Task prompt: From the entries below, copy out every line with "image" in it.

Records for the exercise:
------------------------------------------------
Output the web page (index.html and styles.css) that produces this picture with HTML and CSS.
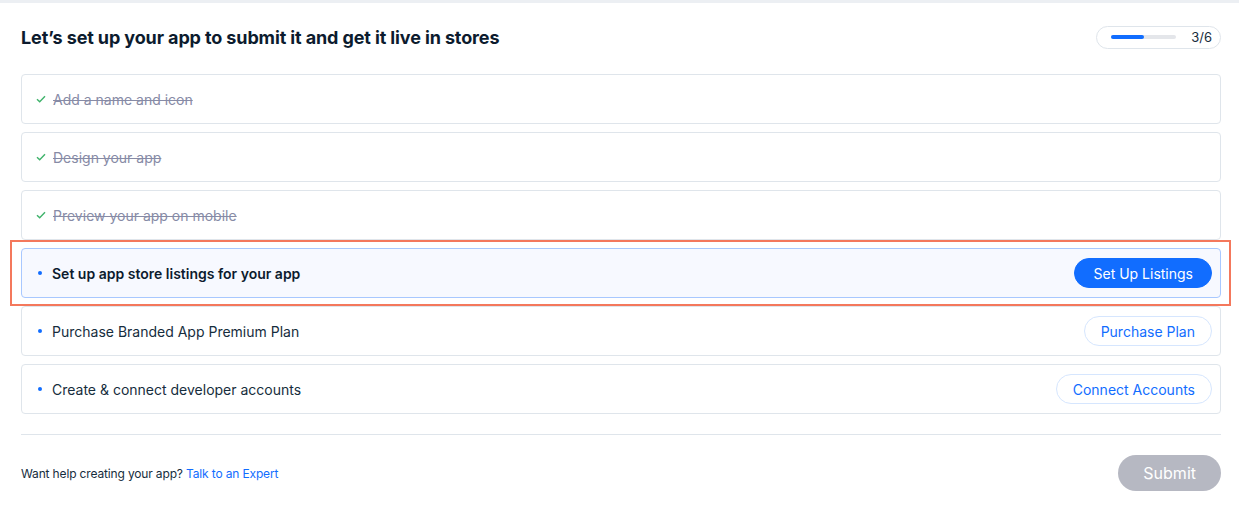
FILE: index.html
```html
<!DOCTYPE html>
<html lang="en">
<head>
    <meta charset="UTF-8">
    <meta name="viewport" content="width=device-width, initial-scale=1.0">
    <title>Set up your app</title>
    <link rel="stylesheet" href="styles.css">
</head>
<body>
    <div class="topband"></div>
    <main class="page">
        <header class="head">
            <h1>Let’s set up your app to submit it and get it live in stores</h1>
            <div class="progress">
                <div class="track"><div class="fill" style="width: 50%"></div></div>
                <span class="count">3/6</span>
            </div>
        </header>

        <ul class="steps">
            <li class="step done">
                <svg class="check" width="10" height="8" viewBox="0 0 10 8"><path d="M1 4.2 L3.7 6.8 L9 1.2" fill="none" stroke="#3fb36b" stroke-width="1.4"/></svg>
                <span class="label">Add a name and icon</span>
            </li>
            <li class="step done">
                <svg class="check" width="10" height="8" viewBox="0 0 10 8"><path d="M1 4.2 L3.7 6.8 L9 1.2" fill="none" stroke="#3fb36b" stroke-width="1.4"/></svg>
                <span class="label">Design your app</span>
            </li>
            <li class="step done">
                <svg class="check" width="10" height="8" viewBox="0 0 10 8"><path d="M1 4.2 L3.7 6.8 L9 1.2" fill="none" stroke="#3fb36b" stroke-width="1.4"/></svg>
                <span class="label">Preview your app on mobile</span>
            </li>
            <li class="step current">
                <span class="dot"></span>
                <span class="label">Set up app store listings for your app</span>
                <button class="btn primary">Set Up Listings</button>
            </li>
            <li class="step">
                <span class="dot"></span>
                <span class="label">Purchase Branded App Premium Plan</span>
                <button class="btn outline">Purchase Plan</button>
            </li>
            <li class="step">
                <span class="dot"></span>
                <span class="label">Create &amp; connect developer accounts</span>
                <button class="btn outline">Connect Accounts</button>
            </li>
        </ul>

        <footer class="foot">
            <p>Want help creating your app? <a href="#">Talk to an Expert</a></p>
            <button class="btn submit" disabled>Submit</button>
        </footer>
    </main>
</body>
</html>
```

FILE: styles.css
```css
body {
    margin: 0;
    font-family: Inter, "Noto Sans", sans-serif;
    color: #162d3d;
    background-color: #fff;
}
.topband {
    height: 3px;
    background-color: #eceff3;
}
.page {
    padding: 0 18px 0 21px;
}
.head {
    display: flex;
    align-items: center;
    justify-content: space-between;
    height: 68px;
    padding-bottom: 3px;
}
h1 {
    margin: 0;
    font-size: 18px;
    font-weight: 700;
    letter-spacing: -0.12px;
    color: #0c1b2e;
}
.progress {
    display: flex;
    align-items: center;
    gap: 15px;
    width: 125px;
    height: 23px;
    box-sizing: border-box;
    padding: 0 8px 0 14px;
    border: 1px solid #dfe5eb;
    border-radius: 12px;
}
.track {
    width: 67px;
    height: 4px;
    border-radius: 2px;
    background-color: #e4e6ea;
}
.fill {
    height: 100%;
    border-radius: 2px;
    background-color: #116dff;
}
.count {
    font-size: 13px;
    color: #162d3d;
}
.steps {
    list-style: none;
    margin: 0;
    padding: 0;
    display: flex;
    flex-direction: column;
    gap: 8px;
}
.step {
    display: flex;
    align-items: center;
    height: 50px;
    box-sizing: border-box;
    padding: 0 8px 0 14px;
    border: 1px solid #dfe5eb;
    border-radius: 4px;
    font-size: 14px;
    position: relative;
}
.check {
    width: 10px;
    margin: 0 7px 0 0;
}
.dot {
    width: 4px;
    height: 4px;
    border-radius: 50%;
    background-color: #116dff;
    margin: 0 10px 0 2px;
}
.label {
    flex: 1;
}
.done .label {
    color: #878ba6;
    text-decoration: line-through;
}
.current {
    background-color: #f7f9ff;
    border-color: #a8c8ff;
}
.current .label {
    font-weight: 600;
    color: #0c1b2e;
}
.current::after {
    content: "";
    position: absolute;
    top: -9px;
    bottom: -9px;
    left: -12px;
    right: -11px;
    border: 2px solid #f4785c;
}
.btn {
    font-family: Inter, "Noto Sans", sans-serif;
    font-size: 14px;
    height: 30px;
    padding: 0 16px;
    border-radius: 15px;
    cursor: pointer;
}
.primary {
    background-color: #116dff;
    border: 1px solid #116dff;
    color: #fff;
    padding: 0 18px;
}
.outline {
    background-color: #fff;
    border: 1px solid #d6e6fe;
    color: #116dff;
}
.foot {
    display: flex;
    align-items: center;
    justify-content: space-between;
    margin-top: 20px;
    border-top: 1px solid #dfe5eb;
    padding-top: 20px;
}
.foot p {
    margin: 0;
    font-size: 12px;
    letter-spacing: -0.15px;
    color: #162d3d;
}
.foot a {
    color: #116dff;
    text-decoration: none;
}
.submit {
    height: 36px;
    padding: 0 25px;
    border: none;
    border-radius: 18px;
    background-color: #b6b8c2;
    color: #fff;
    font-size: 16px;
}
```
------------------------------------------------
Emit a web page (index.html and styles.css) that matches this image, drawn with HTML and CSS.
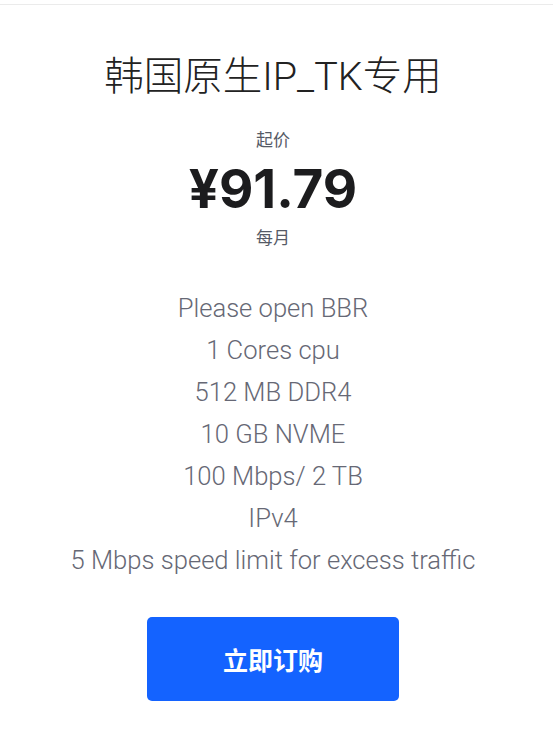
------------------------------------------------
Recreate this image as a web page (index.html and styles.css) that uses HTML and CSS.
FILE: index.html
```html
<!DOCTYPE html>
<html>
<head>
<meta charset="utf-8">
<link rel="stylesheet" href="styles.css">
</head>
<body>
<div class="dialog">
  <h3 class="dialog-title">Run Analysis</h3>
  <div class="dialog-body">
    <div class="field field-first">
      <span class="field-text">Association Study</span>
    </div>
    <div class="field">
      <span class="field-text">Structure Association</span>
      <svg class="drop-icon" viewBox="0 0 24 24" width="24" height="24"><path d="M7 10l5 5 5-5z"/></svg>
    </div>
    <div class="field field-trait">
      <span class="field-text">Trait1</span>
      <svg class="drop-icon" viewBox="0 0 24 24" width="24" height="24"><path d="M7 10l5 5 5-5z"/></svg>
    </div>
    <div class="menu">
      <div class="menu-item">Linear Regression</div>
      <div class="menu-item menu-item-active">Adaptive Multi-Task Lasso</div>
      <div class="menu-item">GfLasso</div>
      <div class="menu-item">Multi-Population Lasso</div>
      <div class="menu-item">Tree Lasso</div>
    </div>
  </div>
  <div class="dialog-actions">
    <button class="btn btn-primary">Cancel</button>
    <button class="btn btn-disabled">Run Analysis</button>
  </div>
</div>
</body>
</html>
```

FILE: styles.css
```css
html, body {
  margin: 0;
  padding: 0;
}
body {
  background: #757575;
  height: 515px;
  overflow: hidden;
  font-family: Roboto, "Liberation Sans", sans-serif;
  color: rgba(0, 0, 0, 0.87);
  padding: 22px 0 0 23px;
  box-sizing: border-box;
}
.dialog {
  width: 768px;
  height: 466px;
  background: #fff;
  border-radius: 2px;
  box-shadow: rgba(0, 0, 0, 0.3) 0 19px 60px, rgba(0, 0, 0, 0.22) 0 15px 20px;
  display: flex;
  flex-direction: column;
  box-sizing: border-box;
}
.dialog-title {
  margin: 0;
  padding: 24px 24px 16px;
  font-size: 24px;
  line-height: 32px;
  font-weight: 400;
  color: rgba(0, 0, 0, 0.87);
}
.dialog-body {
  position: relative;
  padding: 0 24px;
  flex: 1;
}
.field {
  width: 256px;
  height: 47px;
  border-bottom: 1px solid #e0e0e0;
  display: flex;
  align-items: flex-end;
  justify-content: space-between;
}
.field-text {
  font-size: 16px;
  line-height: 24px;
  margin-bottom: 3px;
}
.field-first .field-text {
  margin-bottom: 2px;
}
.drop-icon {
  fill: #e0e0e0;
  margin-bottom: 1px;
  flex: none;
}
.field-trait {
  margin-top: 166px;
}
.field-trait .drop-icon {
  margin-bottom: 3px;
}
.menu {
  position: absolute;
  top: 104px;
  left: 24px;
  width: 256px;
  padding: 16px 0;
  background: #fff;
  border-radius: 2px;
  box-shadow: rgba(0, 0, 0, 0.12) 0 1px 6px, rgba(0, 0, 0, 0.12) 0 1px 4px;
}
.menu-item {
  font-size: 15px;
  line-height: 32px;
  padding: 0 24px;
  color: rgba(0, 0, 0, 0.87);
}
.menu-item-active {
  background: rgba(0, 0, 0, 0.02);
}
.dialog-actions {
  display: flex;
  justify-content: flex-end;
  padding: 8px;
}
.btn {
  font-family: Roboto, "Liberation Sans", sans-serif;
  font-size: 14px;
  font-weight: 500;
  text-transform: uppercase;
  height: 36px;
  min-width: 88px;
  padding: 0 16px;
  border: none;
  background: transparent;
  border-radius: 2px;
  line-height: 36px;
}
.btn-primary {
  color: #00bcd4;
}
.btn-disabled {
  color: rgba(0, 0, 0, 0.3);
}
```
------------------------------------------------
Response:
Emit a web page (index.html and styles.css) that matches this image, drawn with HTML and CSS.
Recreate this image as a web page (index.html and styles.css) that uses HTML and CSS.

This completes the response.